Survivor Story
When The Brick Wall Comes Down
Once, a long time ago, you built a brick wall. Brick-by-brick, you sealed the pain you didn’t know how to feel.
You tell your therapist about the brick wall. “There’s a place inside my mind that I can’t access. There’s
something my body knows that I don’t.”
Your therapist suggests you read How the Body Keeps Score.
In the introduction, Bessel Van Der Kolk, like any good writer trying to appeal to a general public, grabs the
reader’s attention with a story. A story of one of his patients - a veteran, who couldn’t talk about his trauma.
Your step-father is a veteran. You try to not think about this as you read, try not to link the two in your mind. Until you get to the part in the story where the veteran rapes a woman in a village in Vietnam. It undoes you. You think about your step-father again. How he raped your mother.
It’ll be at least a year before you read the criticism of Van Der Kolk - how he centers abusers. But for now, you’re lost in the trigger. You don’t know how to keep reading.
For days, you cry and drink, unable to return to the book.
A week later, you pick up Love with Accountability. You bought it because your friend is a contributor, not because you’re a survivor.
You read three pages and the flood of tears begin. Something inside you is opening and you’re not ready. You close the book.
You have lunch plans with June, a friend, and in the midst of your breakdown, she texts, “On my way.” You wipe away the tears, wash your face.

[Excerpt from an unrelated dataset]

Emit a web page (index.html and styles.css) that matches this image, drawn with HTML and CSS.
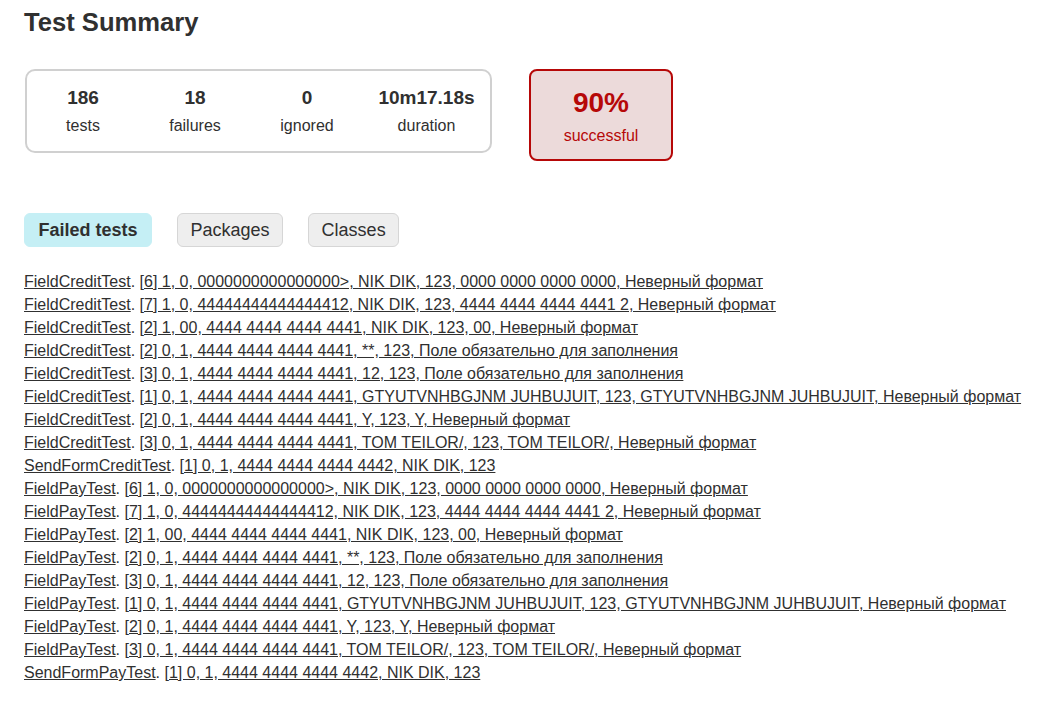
FILE: index.html
```
<!DOCTYPE html>
<html>
<head>
<meta charset="utf-8">
<title>Test results - Test Summary</title>
<link rel="stylesheet" href="styles.css">
</head>
<body>
<div class="content">
  <h1 class="title">Test Summary</h1>
  <div class="summary">
    <div class="summary-group">
      <div class="info-box"><div class="counter">186</div><div class="label">tests</div></div>
      <div class="info-box"><div class="counter">18</div><div class="label">failures</div></div>
      <div class="info-box"><div class="counter">0</div><div class="label">ignored</div></div>
      <div class="info-box wide"><div class="counter">10m17.18s</div><div class="label">duration</div></div>
    </div>
    <div class="success-rate">
      <div class="percent">90%</div>
      <div class="label">successful</div>
    </div>
  </div>
  <div class="tabs">
    <span class="tab selected">Failed tests</span>
    <span class="tab">Packages</span>
    <span class="tab">Classes</span>
  </div>
  <ul class="failed-list">
    <li><a href="#">FieldCreditTest</a>. <a href="#">[6] 1, 0, 0000000000000000&gt;, NIK DIK, 123, 0000 0000 0000 0000, Неверный формат</a></li>
    <li><a href="#">FieldCreditTest</a>. <a href="#">[7] 1, 0, 44444444444444412, NIK DIK, 123, 4444 4444 4444 4441 2, Неверный формат</a></li>
    <li><a href="#">FieldCreditTest</a>. <a href="#">[2] 1, 00, 4444 4444 4444 4441, NIK DIK, 123, 00, Неверный формат</a></li>
    <li><a href="#">FieldCreditTest</a>. <a href="#">[2] 0, 1, 4444 4444 4444 4441, **, 123, Поле обязательно для заполнения</a></li>
    <li><a href="#">FieldCreditTest</a>. <a href="#">[3] 0, 1, 4444 4444 4444 4441, 12, 123, Поле обязательно для заполнения</a></li>
    <li><a href="#">FieldCreditTest</a>. <a href="#">[1] 0, 1, 4444 4444 4444 4441, GTYUTVNHBGJNM JUHBUJUIT, 123, GTYUTVNHBGJNM JUHBUJUIT, Неверный формат</a></li>
    <li><a href="#">FieldCreditTest</a>. <a href="#">[2] 0, 1, 4444 4444 4444 4441, Y, 123, Y, Неверный формат</a></li>
    <li><a href="#">FieldCreditTest</a>. <a href="#">[3] 0, 1, 4444 4444 4444 4441, TOM TEILOR/, 123, TOM TEILOR/, Неверный формат</a></li>
    <li><a href="#">SendFormCreditTest</a>. <a href="#">[1] 0, 1, 4444 4444 4444 4442, NIK DIK, 123</a></li>
    <li><a href="#">FieldPayTest</a>. <a href="#">[6] 1, 0, 0000000000000000&gt;, NIK DIK, 123, 0000 0000 0000 0000, Неверный формат</a></li>
    <li><a href="#">FieldPayTest</a>. <a href="#">[7] 1, 0, 44444444444444412, NIK DIK, 123, 4444 4444 4444 4441 2, Неверный формат</a></li>
    <li><a href="#">FieldPayTest</a>. <a href="#">[2] 1, 00, 4444 4444 4444 4441, NIK DIK, 123, 00, Неверный формат</a></li>
    <li><a href="#">FieldPayTest</a>. <a href="#">[2] 0, 1, 4444 4444 4444 4441, **, 123, Поле обязательно для заполнения</a></li>
    <li><a href="#">FieldPayTest</a>. <a href="#">[3] 0, 1, 4444 4444 4444 4441, 12, 123, Поле обязательно для заполнения</a></li>
    <li><a href="#">FieldPayTest</a>. <a href="#">[1] 0, 1, 4444 4444 4444 4441, GTYUTVNHBGJNM JUHBUJUIT, 123, GTYUTVNHBGJNM JUHBUJUIT, Неверный формат</a></li>
    <li><a href="#">FieldPayTest</a>. <a href="#">[2] 0, 1, 4444 4444 4444 4441, Y, 123, Y, Неверный формат</a></li>
    <li><a href="#">FieldPayTest</a>. <a href="#">[3] 0, 1, 4444 4444 4444 4441, TOM TEILOR/, 123, TOM TEILOR/, Неверный формат</a></li>
    <li><a href="#">SendFormPayTest</a>. <a href="#">[1] 0, 1, 4444 4444 4444 4442, NIK DIK, 123</a></li>
  </ul>
</div>
</body>
</html>
```
FILE: styles.css
```
html, body {
  margin: 0;
  padding: 0;
  background: #ffffff;
}
body {
  font-family: "Liberation Sans", Arial, sans-serif;
  font-size: 16px;
  color: #303030;
}
a, a:visited {
  color: #303030;
  text-decoration: underline;
}
.content {
  padding: 7px 24px 20px 24px;
}
.title {
  margin: 0;
  font-size: 25.6px;
  line-height: 31px;
  font-weight: bold;
}
.summary {
  margin-top: 31px;
  margin-left: 1px;
  display: flex;
  align-items: flex-start;
  gap: 37px;
}
.summary-group {
  display: flex;
  border: 2px solid #d0d0d0;
  border-radius: 10px;
  padding: 16px 0 16px 0;
}
.info-box {
  width: 112px;
  text-align: center;
}
.info-box.wide {
  width: 127px;
}
.counter {
  font-size: 19px;
  line-height: 22px;
  font-weight: bold;
  margin-bottom: 8px;
}
.label {
  line-height: 18px;
}
.success-rate {
  width: 140px;
  border: 2px solid #b60808;
  border-radius: 8px;
  background: #ecdada;
  color: #b60808;
  text-align: center;
  padding: 16px 0 14px 0;
}
.percent {
  font-size: 28px;
  line-height: 32px;
  font-weight: bold;
  margin-bottom: 8px;
}
.tabs {
  margin-top: 52px;
  display: flex;
  gap: 25px;
}
.tab {
  font-size: 18px;
  line-height: 21px;
  padding: 6px 12.5px 5px 12.5px;
  border: 1px solid #d6d6d6;
  border-radius: 6px;
  background: #eeeeee;
}
.tab.selected {
  font-weight: bold;
  padding: 6px 13.5px 5px 13.5px;
  background: #c5eff5;
  border-color: #c5eff5;
}
.failed-list {
  list-style: none;
  margin: 23px 0 0 0;
  padding: 0;
}
.failed-list li {
  line-height: 23px;
  white-space: nowrap;
}
```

As you change your clothes and get ready, everything feels underwater, or like you’re watching yourself from the outside in. Your phone buzzes. It’s June. “I’m outside.” You go to your kitchen, grab the tequila bottle and take a shot. Then another. Then another. Until you feel you can breathe again.
In the backseat of the car after the “hellos,” you say, “I’m reading the anthology X is in.” In your ears, your voice drips of desperation, a clawing despair.
“How is it?” June asks.
“It’s interesting how trauma manifests itself in the physical body through pain.” You pause. “I have a friend who was telling me about her niece and how she started getting migraines. No one could explain why.” You don’t know why you’re saying this, but you don’t know how to stop your intoxicated tongue. “As a child, she was a model. I wonder if something happened to her… You know, it’s Hollywood.”
You’re at the gas station now and June is filling up and you’re talking to her through the open window as if you can’t stop. Because if you do, you’re terrified the silence will unbreak you.
She nods. “Yeah, that’s terrible.”
Your head is too big for your body. You are going in and out of reality, like a flickering VHS tape. You don’t remember what happens next, the haze of tequila blankets it all.
A few days later, in therapy, you say, “The introduction to How the Body Keeps Score triggered me.”
“Oh,” your therapist replies, concern shadowing her face. “What part?”
“The introduction,” you say accusingly. “Have you read the introduction?”
She shakes her head. “No, I’ve only read parts of the book.”
You’re annoyed she recommended a book without reading it. You also know that people don’t have this need to read a book from cover to cover the way you do. You always start at the beginning.
“After I read it, I couldn’t get out of bed.” You don’t tell her how you started drinking. “This happened with another book.” You tell her about Love with Accountability. “I still haven’t finished it. I think it fell behind my couch.”
Sometimes you start rambling in your therapy sessions. You started therapy because you wanted to re-connect with your mother and you knew that you would need the emotional support of a trained professional. This conversation about triggers and the brick wall is you avoiding talking about your mother.
“Have you ever been sexually abused as a child?” she asks you.
You start to shake your head. “No.” You hesitate. “Unless you count the time, I sat in my step-father’s lap and he kissed me on the lips.” You shrug. “But that wasn’t a big deal.” There are emotions attached to this memory, of disgust, of shame, of something you can’t quite put into words. You hate telling your therapist about this, you find it irrelevant. You’re here because you want your mother back in your life.
Your therapist replies slowly, “If you’re telling me, that your step-father made you sit in his lap and then kissed you on the lips without your consent, that means,” here she stops and tries to make eye contact with you through the Zoom camera, tries to soften this, “that means you were molested.”
The brick wall you’ve built cracks. Behind it, you see your inner child. No head, no eyes, no mouth, only rows and rows of teeth sprouting from a neck.
You begin to cry, wanting so badly for this to not be your truth, your hands trying to push back the falling bricks.